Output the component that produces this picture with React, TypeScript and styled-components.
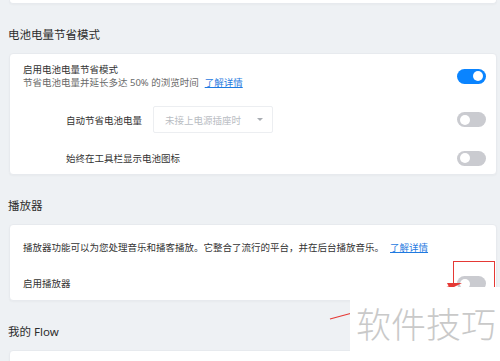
import React from "react";
import styled, { createGlobalStyle } from "styled-components";

const Global = createGlobalStyle`
  html, body { margin: 0; padding: 0; background: #eef1f4; }
  body { font-family: "Noto Sans", "Noto Sans CJK SC", sans-serif; color: #2b2b2b; }
`;

const Page = styled.div`
  position: relative;
  width: 500px;
  height: 361px;
  overflow: hidden;
  background: #eef1f4;
  padding: 0 3px 0 9px;
  box-sizing: border-box;
`;

const Card = styled.div<{ $stub?: boolean }>`
  background: #ffffff;
  border: 1px solid #e7eaee;
  border-radius: ${(p) => (p.$stub ? "0 0 4px 4px" : "4px")};
  box-shadow: 0 1px 2px rgba(0, 0, 0, 0.03);
  box-sizing: border-box;
  ${(p) => (p.$stub ? "height: 4px; border-top: none;" : "")}
`;

const SectionTitle = styled.div`
  font-size: 11.5px;
  line-height: 16px;
  height: 16px;
  margin: 23px 0 10px -1px;
  color: #2d2d2d;
`;

const BatteryCard = styled(Card)`
  padding: 9px 10px 3px 13px;
`;

const MainRow = styled.div`
  display: flex;
  align-items: center;
  justify-content: space-between;
`;

const TextBlock = styled.div`
  display: flex;
  flex-direction: column;
`;

const Title = styled.div`
  font-size: 9.5px;
  line-height: 13px;
  color: #333;
`;

const Sub = styled.div`
  font-size: 9.5px;
  line-height: 13px;
  color: #6a6a6a;
`;

const Link = styled.a`
  color: #1f7ae0;
  text-decoration: underline;
  margin-left: 6px;
  cursor: pointer;
`;

const SubRow = styled.div<{ $mt: number; $h: number }>`
  display: flex;
  align-items: center;
  margin-top: ${(p) => p.$mt}px;
  height: ${(p) => p.$h}px;
  padding-left: 43px;
`;

const SubLabel = styled.div`
  width: 87px;
  font-size: 9.5px;
  color: #333;
`;

const SubSpacer = styled.div`
  flex: 1;
`;

const Select = styled.div`
  width: 120px;
  height: 27px;
  box-sizing: border-box;
  border: 1px solid #eceef1;
  border-radius: 2px;
  display: flex;
  align-items: center;
  justify-content: space-between;
  padding: 0 9px 0 11px;
  font-size: 9.5px;
  color: #b9bdc3;
`;

const Caret = styled.span`
  width: 0;
  height: 0;
  border-left: 3.5px solid transparent;
  border-right: 3.5px solid transparent;
  border-top: 3.5px solid #a9adb3;
`;

const Toggle = styled.div<{ $on?: boolean }>`
  width: 29px;
  height: 15px;
  border-radius: 8px;
  background: ${(p) => (p.$on ? "#0a84ff" : "#cacbd0")};
  position: relative;
  flex: none;
  &::after {
    content: "";
    position: absolute;
    top: 2.5px;
    left: ${(p) => (p.$on ? "16px" : "3px")};
    width: 10px;
    height: 10px;
    border-radius: 50%;
    background: #fff;
  }
`;

const PlayerCard = styled(Card)`
  padding: 16px 10px 3px 13px;
`;

const EnableRow = styled.div`
  display: flex;
  align-items: center;
  justify-content: space-between;
  margin-top: 16px;
  height: 27px;
`;

const FlowCard = styled(Card)`
  padding: 11px 10px 10px 13px;
  height: 60px;
`;

const Annotation = styled.svg`
  position: absolute;
  left: 0;
  top: 0;
  width: 500px;
  height: 361px;
  pointer-events: none;
`;

const RedBox = styled.div`
  position: absolute;
  left: 453px;
  top: 261px;
  width: 42px;
  height: 40px;
  box-sizing: border-box;
  border: 1px solid #e53935;
`;

const Watermark = styled.div`
  position: absolute;
  left: 350px;
  top: 287px;
  right: 0;
  bottom: 0;
  background: #ffffff;
  display: flex;
  align-items: center;
  padding: 0 0 4px 6px;
  font-family: "Noto Sans CJK SC", sans-serif;
  font-size: 35px;
  font-weight: 300;
  letter-spacing: 0px;
  color: #c9c9c9;
`;

export default function App() {
  return (
    <>
      <Global />
      <Page>
        <Card $stub />
        <SectionTitle>电池电量节省模式</SectionTitle>
        <BatteryCard>
          <MainRow>
            <TextBlock>
              <Title>启用电池电量节省模式</Title>
              <Sub>
                节省电池电量并延长多达 50% 的浏览时间
                <Link>了解详情</Link>
              </Sub>
            </TextBlock>
            <Toggle $on />
          </MainRow>
          <SubRow $mt={17} $h={27}>
            <SubLabel>自动节省电池电量</SubLabel>
            <Select>
              <span>未接上电源插座时</span>
              <Caret />
            </Select>
            <SubSpacer />
            <Toggle />
          </SubRow>
          <SubRow $mt={12} $h={26}>
            <SubLabel style={{ width: "auto" }}>始终在工具栏显示电池图标</SubLabel>
            <SubSpacer />
            <Toggle />
          </SubRow>
        </BatteryCard>
        <SectionTitle>播放器</SectionTitle>
        <PlayerCard>
          <Sub style={{ color: "#333" }}>
            播放器功能可以为您处理音乐和播客播放。它整合了流行的平台，并在后台播放音乐。
            <Link>了解详情</Link>
          </Sub>
          <EnableRow>
            <Title>启用播放器</Title>
            <Toggle />
          </EnableRow>
        </PlayerCard>
        <SectionTitle>我的 Flow</SectionTitle>
        <FlowCard>
          <Title>我的 Flow 可作为您在手机和电脑之间发送文件、链接和笔记的私人空间。</Title>
        </FlowCard>
        <RedBox />
        <Annotation viewBox="0 0 500 361">
          <line x1="330" y1="319" x2="452" y2="286" stroke="#e53935" strokeWidth="1.2" />
          <polygon points="462,283 447,283 450,289" fill="#e53935" />
        </Annotation>
        <Watermark>软件技巧</Watermark>
      </Page>
    </>
  );
}
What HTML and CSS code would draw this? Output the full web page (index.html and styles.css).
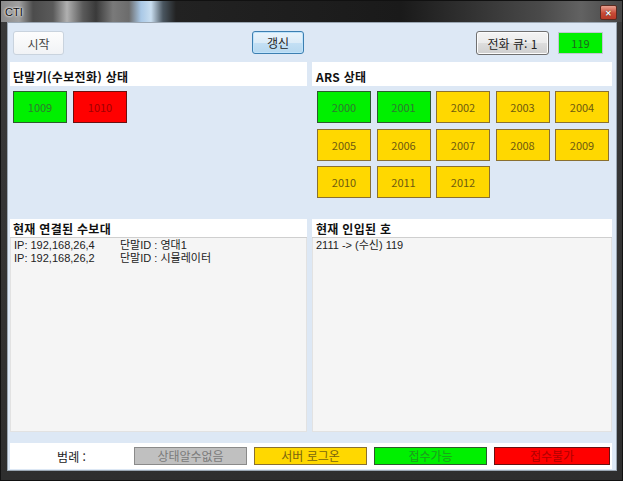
________________________________________
### TASK DETAILS
Exact duplication of all the records is required; pictures are omitted from the copy.

### OUTPUT BELOW
Output the component that produces this picture with React, TypeScript and styled-components.
import React from "react";
import styled, { createGlobalStyle } from "styled-components";

const Global = createGlobalStyle`
  html, body { margin: 0; padding: 0; background: #eef1f4; }
  body { font-family: "Noto Sans", "Noto Sans CJK SC", sans-serif; color: #2b2b2b; }
`;

const Page = styled.div`
  position: relative;
  width: 500px;
  height: 361px;
  overflow: hidden;
  background: #eef1f4;
  padding: 0 3px 0 9px;
  box-sizing: border-box;
`;

const Card = styled.div<{ $stub?: boolean }>`
  background: #ffffff;
  border: 1px solid #e7eaee;
  border-radius: ${(p) => (p.$stub ? "0 0 4px 4px" : "4px")};
  box-shadow: 0 1px 2px rgba(0, 0, 0, 0.03);
  box-sizing: border-box;
  ${(p) => (p.$stub ? "height: 4px; border-top: none;" : "")}
`;

const SectionTitle = styled.div`
  font-size: 11.5px;
  line-height: 16px;
  height: 16px;
  margin: 23px 0 10px -1px;
  color: #2d2d2d;
`;

const BatteryCard = styled(Card)`
  padding: 9px 10px 3px 13px;
`;

const MainRow = styled.div`
  display: flex;
  align-items: center;
  justify-content: space-between;
`;

const TextBlock = styled.div`
  display: flex;
  flex-direction: column;
`;

const Title = styled.div`
  font-size: 9.5px;
  line-height: 13px;
  color: #333;
`;

const Sub = styled.div`
  font-size: 9.5px;
  line-height: 13px;
  color: #6a6a6a;
`;

const Link = styled.a`
  color: #1f7ae0;
  text-decoration: underline;
  margin-left: 6px;
  cursor: pointer;
`;

const SubRow = styled.div<{ $mt: number; $h: number }>`
  display: flex;
  align-items: center;
  margin-top: ${(p) => p.$mt}px;
  height: ${(p) => p.$h}px;
  padding-left: 43px;
`;

const SubLabel = styled.div`
  width: 87px;
  font-size: 9.5px;
  color: #333;
`;

const SubSpacer = styled.div`
  flex: 1;
`;

const Select = styled.div`
  width: 120px;
  height: 27px;
  box-sizing: border-box;
  border: 1px solid #eceef1;
  border-radius: 2px;
  display: flex;
  align-items: center;
  justify-content: space-between;
  padding: 0 9px 0 11px;
  font-size: 9.5px;
  color: #b9bdc3;
`;

const Caret = styled.span`
  width: 0;
  height: 0;
  border-left: 3.5px solid transparent;
  border-right: 3.5px solid transparent;
  border-top: 3.5px solid #a9adb3;
`;

const Toggle = styled.div<{ $on?: boolean }>`
  width: 29px;
  height: 15px;
  border-radius: 8px;
  background: ${(p) => (p.$on ? "#0a84ff" : "#cacbd0")};
  position: relative;
  flex: none;
  &::after {
    content: "";
    position: absolute;
    top: 2.5px;
    left: ${(p) => (p.$on ? "16px" : "3px")};
    width: 10px;
    height: 10px;
    border-radius: 50%;
    background: #fff;
  }
`;

const PlayerCard = styled(Card)`
  padding: 16px 10px 3px 13px;
`;

const EnableRow = styled.div`
  display: flex;
  align-items: center;
  justify-content: space-between;
  margin-top: 16px;
  height: 27px;
`;

const FlowCard = styled(Card)`
  padding: 11px 10px 10px 13px;
  height: 60px;
`;

const Annotation = styled.svg`
  position: absolute;
  left: 0;
  top: 0;
  width: 500px;
  height: 361px;
  pointer-events: none;
`;

const RedBox = styled.div`
  position: absolute;
  left: 453px;
  top: 261px;
  width: 42px;
  height: 40px;
  box-sizing: border-box;
  border: 1px solid #e53935;
`;

const Watermark = styled.div`
  position: absolute;
  left: 350px;
  top: 287px;
  right: 0;
  bottom: 0;
  background: #ffffff;
  display: flex;
  align-items: center;
  padding: 0 0 4px 6px;
  font-family: "Noto Sans CJK SC", sans-serif;
  font-size: 35px;
  font-weight: 300;
  letter-spacing: 0px;
  color: #c9c9c9;
`;

export default function App() {
  return (
    <>
      <Global />
      <Page>
        <Card $stub />
        <SectionTitle>电池电量节省模式</SectionTitle>
        <BatteryCard>
          <MainRow>
            <TextBlock>
              <Title>启用电池电量节省模式</Title>
              <Sub>
                节省电池电量并延长多达 50% 的浏览时间
                <Link>了解详情</Link>
              </Sub>
            </TextBlock>
            <Toggle $on />
          </MainRow>
          <SubRow $mt={17} $h={27}>
            <SubLabel>自动节省电池电量</SubLabel>
            <Select>
              <span>未接上电源插座时</span>
              <Caret />
            </Select>
            <SubSpacer />
            <Toggle />
          </SubRow>
          <SubRow $mt={12} $h={26}>
            <SubLabel style={{ width: "auto" }}>始终在工具栏显示电池图标</SubLabel>
            <SubSpacer />
            <Toggle />
          </SubRow>
        </BatteryCard>
        <SectionTitle>播放器</SectionTitle>
        <PlayerCard>
          <Sub style={{ color: "#333" }}>
            播放器功能可以为您处理音乐和播客播放。它整合了流行的平台，并在后台播放音乐。
            <Link>了解详情</Link>
          </Sub>
          <EnableRow>
            <Title>启用播放器</Title>
            <Toggle />
          </EnableRow>
        </PlayerCard>
        <SectionTitle>我的 Flow</SectionTitle>
        <FlowCard>
          <Title>我的 Flow 可作为您在手机和电脑之间发送文件、链接和笔记的私人空间。</Title>
        </FlowCard>
        <RedBox />
        <Annotation viewBox="0 0 500 361">
          <line x1="330" y1="319" x2="452" y2="286" stroke="#e53935" strokeWidth="1.2" />
          <polygon points="462,283 447,283 450,289" fill="#e53935" />
        </Annotation>
        <Watermark>软件技巧</Watermark>
      </Page>
    </>
  );
}
What HTML and CSS code would draw this? Output the full web page (index.html and styles.css).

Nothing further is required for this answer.